Pick out and copy every line below that has the word "styles".

>> Start EXTRACTED DATA

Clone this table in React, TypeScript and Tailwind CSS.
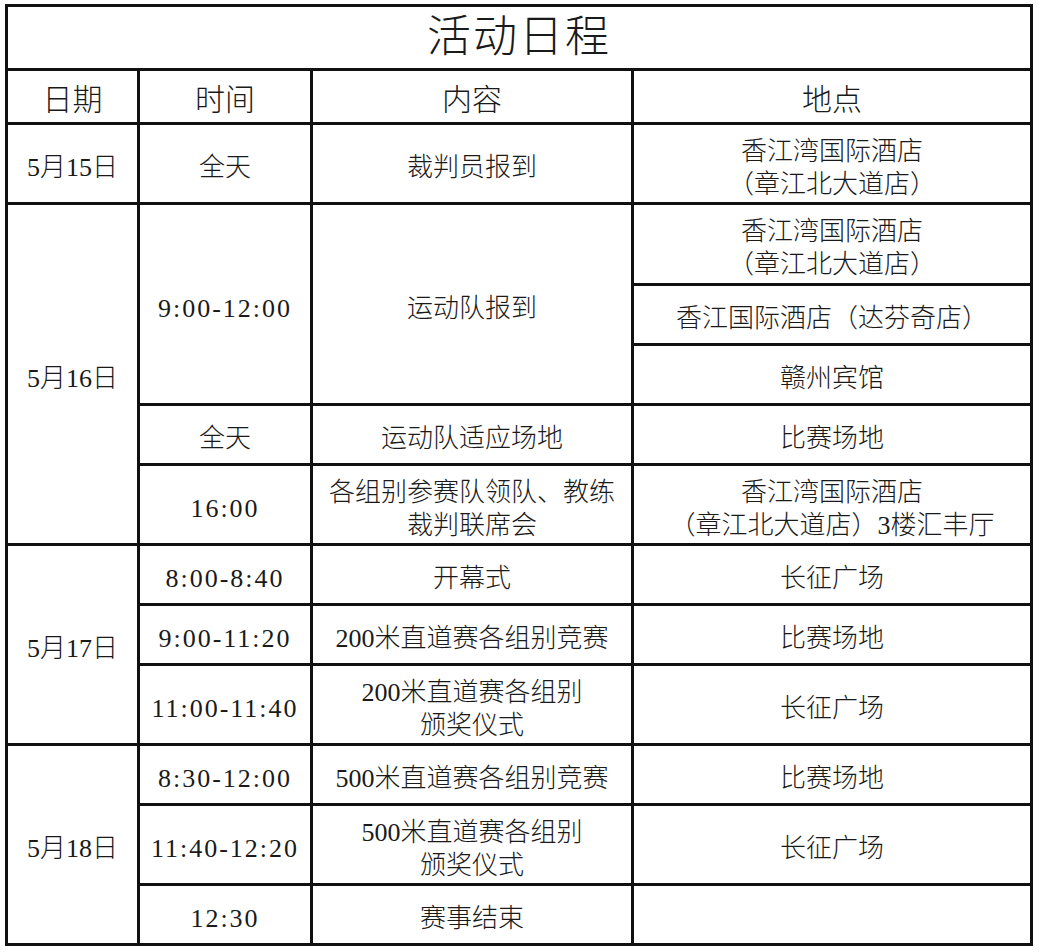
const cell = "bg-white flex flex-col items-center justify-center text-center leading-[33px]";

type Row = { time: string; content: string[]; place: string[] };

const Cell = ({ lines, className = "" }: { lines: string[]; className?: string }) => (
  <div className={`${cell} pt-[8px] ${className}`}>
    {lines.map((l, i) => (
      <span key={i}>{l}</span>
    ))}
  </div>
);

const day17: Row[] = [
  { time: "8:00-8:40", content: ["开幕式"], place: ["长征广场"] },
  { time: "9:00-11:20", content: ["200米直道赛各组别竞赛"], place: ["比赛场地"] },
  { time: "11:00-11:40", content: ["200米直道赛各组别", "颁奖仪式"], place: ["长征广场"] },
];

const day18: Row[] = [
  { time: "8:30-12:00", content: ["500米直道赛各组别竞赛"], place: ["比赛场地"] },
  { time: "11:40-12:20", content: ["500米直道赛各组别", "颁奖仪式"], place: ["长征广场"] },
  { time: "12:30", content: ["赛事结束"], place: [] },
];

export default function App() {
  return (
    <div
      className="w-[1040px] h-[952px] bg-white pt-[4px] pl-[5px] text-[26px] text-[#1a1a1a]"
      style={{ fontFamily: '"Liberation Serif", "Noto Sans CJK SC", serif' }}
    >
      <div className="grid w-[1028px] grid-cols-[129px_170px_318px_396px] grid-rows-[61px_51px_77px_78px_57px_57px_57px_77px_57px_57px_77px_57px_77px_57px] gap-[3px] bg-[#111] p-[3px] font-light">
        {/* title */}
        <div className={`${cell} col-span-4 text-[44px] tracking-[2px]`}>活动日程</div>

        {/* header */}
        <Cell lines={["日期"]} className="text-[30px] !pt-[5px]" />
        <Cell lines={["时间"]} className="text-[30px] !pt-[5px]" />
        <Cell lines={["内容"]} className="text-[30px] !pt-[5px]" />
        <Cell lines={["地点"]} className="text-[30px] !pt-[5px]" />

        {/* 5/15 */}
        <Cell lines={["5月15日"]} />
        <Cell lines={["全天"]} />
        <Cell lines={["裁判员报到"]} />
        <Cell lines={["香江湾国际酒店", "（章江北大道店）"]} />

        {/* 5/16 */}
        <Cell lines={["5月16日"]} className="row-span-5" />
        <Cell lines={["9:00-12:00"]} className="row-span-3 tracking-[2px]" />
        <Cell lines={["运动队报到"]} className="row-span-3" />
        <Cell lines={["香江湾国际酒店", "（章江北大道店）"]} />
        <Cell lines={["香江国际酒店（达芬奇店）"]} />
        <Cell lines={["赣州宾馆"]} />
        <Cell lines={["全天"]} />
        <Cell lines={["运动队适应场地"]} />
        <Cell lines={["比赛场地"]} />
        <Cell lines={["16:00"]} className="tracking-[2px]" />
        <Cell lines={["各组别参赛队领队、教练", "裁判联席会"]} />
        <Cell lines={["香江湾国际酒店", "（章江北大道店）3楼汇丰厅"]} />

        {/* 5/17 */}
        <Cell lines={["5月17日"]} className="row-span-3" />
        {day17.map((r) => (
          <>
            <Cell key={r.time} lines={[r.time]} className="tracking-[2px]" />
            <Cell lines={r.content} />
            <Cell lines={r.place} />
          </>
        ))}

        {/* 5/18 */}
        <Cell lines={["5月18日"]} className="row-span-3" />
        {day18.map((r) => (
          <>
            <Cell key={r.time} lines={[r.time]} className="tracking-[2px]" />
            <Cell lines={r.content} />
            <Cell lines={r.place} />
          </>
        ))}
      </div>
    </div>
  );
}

>> End EXTRACTED DATA
>> Start EXTRACTED DATA

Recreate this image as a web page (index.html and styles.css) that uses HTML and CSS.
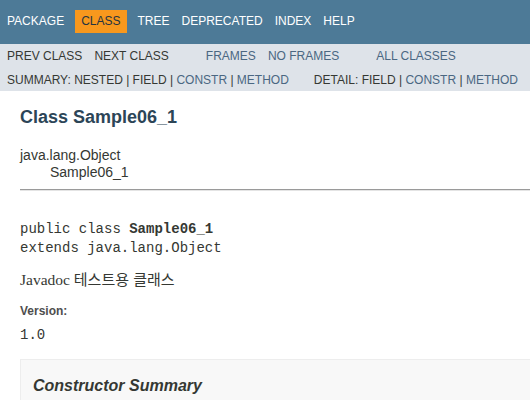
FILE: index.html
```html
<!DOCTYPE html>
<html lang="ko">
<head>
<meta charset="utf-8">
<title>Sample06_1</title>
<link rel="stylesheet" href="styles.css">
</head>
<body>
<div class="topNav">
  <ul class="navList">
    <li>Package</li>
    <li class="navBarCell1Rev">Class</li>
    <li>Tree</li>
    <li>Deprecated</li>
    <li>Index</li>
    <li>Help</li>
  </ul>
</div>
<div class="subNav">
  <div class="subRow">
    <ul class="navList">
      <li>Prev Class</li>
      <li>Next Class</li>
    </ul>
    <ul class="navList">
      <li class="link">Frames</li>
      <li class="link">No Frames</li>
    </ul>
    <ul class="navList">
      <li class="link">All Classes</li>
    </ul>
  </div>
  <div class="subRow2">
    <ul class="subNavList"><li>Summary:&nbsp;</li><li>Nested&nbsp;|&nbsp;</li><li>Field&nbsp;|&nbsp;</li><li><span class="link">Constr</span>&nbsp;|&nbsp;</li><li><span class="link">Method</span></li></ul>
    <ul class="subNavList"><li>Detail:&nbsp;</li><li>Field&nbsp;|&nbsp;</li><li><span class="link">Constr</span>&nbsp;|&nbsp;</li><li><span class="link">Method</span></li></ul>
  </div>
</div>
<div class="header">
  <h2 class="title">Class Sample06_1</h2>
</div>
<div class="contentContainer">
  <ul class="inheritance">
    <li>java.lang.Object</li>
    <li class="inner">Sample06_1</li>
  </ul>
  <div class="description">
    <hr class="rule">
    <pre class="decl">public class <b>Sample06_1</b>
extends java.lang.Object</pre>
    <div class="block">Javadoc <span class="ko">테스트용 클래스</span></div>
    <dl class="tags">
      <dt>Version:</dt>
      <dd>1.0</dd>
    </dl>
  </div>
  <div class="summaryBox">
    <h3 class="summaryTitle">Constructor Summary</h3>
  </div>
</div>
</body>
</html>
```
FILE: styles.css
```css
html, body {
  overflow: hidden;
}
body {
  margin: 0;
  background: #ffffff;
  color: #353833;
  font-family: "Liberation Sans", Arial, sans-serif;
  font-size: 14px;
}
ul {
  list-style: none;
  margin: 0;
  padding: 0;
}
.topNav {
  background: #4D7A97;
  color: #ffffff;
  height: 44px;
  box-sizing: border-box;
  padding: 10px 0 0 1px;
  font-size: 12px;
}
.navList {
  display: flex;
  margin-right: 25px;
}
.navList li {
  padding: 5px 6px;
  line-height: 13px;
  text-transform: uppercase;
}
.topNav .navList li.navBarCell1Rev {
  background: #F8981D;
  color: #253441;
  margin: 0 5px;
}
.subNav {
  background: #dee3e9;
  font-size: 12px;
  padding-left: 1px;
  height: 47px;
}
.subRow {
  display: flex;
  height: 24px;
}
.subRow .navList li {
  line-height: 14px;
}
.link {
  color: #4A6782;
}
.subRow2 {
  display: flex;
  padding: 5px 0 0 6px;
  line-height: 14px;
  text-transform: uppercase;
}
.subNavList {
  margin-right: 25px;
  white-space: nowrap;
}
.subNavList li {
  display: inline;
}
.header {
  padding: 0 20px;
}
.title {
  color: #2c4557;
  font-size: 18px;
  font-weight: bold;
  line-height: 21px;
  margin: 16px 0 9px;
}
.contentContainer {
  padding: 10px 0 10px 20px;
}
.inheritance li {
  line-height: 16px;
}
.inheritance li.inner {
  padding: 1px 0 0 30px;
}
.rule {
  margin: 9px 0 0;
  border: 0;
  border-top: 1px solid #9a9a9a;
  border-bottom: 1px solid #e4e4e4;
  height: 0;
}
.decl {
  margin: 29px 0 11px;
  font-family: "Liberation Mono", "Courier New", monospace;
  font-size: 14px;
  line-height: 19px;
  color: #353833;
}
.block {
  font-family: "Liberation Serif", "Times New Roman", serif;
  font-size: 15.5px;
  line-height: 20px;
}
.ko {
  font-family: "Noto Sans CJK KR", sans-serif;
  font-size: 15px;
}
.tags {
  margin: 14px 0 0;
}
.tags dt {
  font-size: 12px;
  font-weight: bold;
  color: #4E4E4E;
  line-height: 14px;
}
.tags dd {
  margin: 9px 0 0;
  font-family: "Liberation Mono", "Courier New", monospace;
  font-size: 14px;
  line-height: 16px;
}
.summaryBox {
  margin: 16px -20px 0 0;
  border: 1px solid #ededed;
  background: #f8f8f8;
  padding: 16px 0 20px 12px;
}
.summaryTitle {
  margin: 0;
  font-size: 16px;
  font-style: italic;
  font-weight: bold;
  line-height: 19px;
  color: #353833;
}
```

>> End EXTRACTED DATA

> THE OUTPUT:
Recreate this image as a web page (index.html and styles.css) that uses HTML and CSS.
<link rel="stylesheet" href="styles.css">
FILE: styles.css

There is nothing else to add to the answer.